We’re building a workflow in Dagster that monitors the ingestion of data from various sources and allows us to debug those workflows effectively. This matters because as data engineers, we need to ensure our systems are reliable, especially when dealing with complex pipelines that may fail silently or produce incorrect results due to unseen errors. Learning to monitor and debug Dagster workflows can save you from unexpected production issues—a must for anyone working in data-intensive environments.

Prerequisites

  • Python 3.11+
  • Dagster 0.17+
  • PostgreSQL (v12 or later) or any other data source you wish to monitor
  • Access to a terminal or IDE
  • Basic knowledge of Python & SQL

Step 1: Set Up Dagster Environment

# Create a virtual environment
python -m venv dagster-env
source dagster-env/bin/activate

# Install Dagster and Dagit
pip install dagster dagit

For a smooth experience, you need a clean slate. Creating a virtual environment isolates your project dependencies, so you avoid version conflicts. You’ll hit a snag if you don’t do this step — trust me, I’ve been buried under conflicting package versions before!

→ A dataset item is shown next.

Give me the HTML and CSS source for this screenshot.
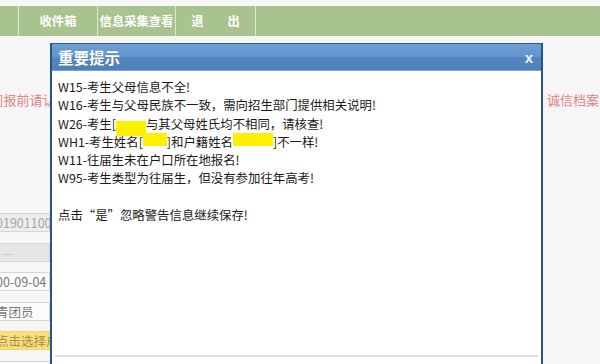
FILE: index.html
```html
<!DOCTYPE html>
<html lang="zh-CN">
  <head>
    <meta charset="UTF-8" />
    <meta name="viewport" content="width=device-width, initial-scale=1.0" />
    <title>重要提示</title>
    <link rel="stylesheet" href="styles.css">
  </head>

  <body>
    <ul class="nav">
      <li class="nav-cut"></li>
      <li class="nav-inbox">收件箱</li>
      <li class="nav-view">信息采集查看</li>
      <li class="nav-exit"><span>退</span><span>出</span></li>
      <li class="nav-rest"></li>
    </ul>

    <div class="stage">
      <div class="side side-left">
        <p class="notice notice-left">]报前请认</p>
        <div class="field field-gray">01901100</div>
        <div class="field field-dim">—</div>
        <div class="field field-date">00-09-04</div>
        <div class="field field-text">青团员</div>
        <div class="field field-pick">点击选择户</div>
        <div class="field"></div>
      </div>

      <div class="dialog">
        <div class="dialog-head">
          <span class="dialog-title">重要提示</span>
          <span class="dialog-close">x</span>
        </div>
        <div class="dialog-body">
          <p>W15-考生父母信息不全!</p>
          <p>W16-考生与父母民族不一致，需向招生部门提供相关说明!</p>
          <p>W26-考生[<span class="mask mask-a"></span>与其父母姓氏均不相同，请核查!</p>
          <p>WH1-考生姓名[<span class="mask mask-b"></span>]和户籍姓名<span class="mask mask-c"></span>]不一样!</p>
          <p>W11-往届生未在户口所在地报名!</p>
          <p>W95-考生类型为往届生，但没有参加往年高考!</p>
          <p class="blank"></p>
          <p>点击“是”忽略警告信息继续保存!</p>
        </div>
        <div class="dialog-foot"></div>
      </div>

      <div class="side side-right">
        <p class="notice notice-right">、诚信档案</p>
      </div>
    </div>
  </body>
</html>
```

FILE: styles.css
```css
* {
  padding: 0;
  margin: 0;
  box-sizing: border-box;
}

html,
body {
  width: 100%;
  height: 100%;
  overflow: hidden;
}

body {
  background-color: #f7f5f5;
  font-family: "Microsoft YaHei", "Noto Sans CJK SC", sans-serif;
}

/* 顶部导航 */
.nav {
  display: flex;
  height: 30px;
  margin-top: 6px;
  list-style: none;
  background-color: #a9c38f;
}

.nav li {
  display: flex;
  justify-content: center;
  align-items: center;
  color: #fff;
  font-size: 12.3px;
  font-weight: bold;
}

.nav li + li {
  border-left: 1px solid #dde7d3;
}

.nav-cut {
  width: 18px;
}

.nav-inbox {
  width: 79px;
}

.nav-view {
  width: 78px;
}

.nav-exit {
  width: 80px;
  gap: 24px;
}

.nav-rest {
  flex: 1;
}

/* 主体 */
.stage {
  display: flex;
  align-items: flex-start;
}

.side {
  overflow: hidden;
}

.side-left {
  width: 50px;
}

.side-right {
  flex: 1;
}

.notice {
  height: 18px;
  margin-top: 55px;
  font-size: 13px;
  line-height: 18px;
  color: #dc8683;
  white-space: nowrap;
}

.notice-left {
  margin-left: -1px;
}

.notice-right {
  margin-left: -9px;
}

.field {
  height: 19px;
  margin-bottom: 10.5px;
  border: 1px solid #d6d6d6;
  border-left: none;
  background-color: #fbfbfb;
  font-size: 12.5px;
  line-height: 17px;
  color: #777;
  white-space: nowrap;
}

.field-gray {
  margin-top: 104px;
  background-color: #ededed;
  color: #a8a8a8;
  text-indent: -4px;
}

.field-dim {
  background-color: #e6e6e6;
  color: #c4c4c4;
  text-indent: 2px;
}

.field-date {
  margin-top: 1px;
  text-indent: -4px;
}

.field-text {
  margin-top: 1px;
  text-indent: -4px;
}

.field-pick {
  margin-top: 1px;
  background-color: #f6e07c;
  border-color: #eed76e;
  color: #a88b52;
  text-indent: -4px;
}

/* 弹窗 */
.dialog {
  width: 493px;
  height: 360px;
  margin-top: 7px;
  background-color: #fff;
  border: 2px solid #22558b;
  border-top: 1px solid #2d5e92;
  flex-shrink: 0;
}

.dialog-head {
  display: flex;
  justify-content: space-between;
  align-items: center;
  height: 27px;
  padding: 0 8px 0 6px;
  background: linear-gradient(#6c9fd6 0%, #6396cf 48%, #5586be 52%, #5080b8 100%);
  border-bottom: 1px solid #7aa2d6;
}

.dialog-title {
  font-size: 15.5px;
  font-weight: bold;
  color: #fff;
  text-shadow: 0 0 1px rgba(0, 0, 0, 0.2);
}

.dialog-close {
  font-family: "Liberation Sans", Arial, sans-serif;
  font-size: 15px;
  font-weight: bold;
  color: #eef3f9;
  line-height: 15px;
}

.dialog-body {
  height: 284px;
  padding: 7px 6px 0;
  font-size: 12.4px;
  line-height: 18.3px;
  color: #1a1a1a;
}

.dialog-body p {
  height: 18.3px;
  white-space: nowrap;
}

.mask {
  display: inline-block;
  position: relative;
  height: 10px;
}

.mask::before {
  content: "";
  position: absolute;
  left: 0;
  right: 0;
  top: 1px;
  height: 15px;
  background-color: #fff000;
}

.mask-a {
  width: 30px;
}

.mask-a::before {
  top: 2px;
}

.mask-b {
  width: 24px;
}

.mask-b::before {
  top: -4px;
  height: 13px;
}

.mask-c {
  width: 40px;
}

.mask-c::before {
  top: -4px;
  height: 13px;
}

.dialog-foot {
  margin: 0 3px;
  height: 40px;
  border-top: 2px solid #dedede;
}
```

Step 2: Define Your Pipeline

from dagster import pipeline, solid

@solid
def extract_data(context):
 # Simulate data extraction
 data = {'id': 1, 'value': 'sample data'}
 context.log.info(f'Extracted data: {data}')
 return data

@solid
def process_data(context, data):
 # Simulate data processing
 processed = data['value'].upper()
 context.log.info(f'Processed data: {processed}')
 return processed

@pipeline
def data_pipeline():
 process_data(extract_data())

Here’s the thing: defining a pipeline is straightforward. You have solids, which are basic building blocks, and the pipeline itself is a composition of those solids. If you miss an import or misname something, you’ll likely see a Python ImportError. Fix that by double-checking your code or the Dagster documentation.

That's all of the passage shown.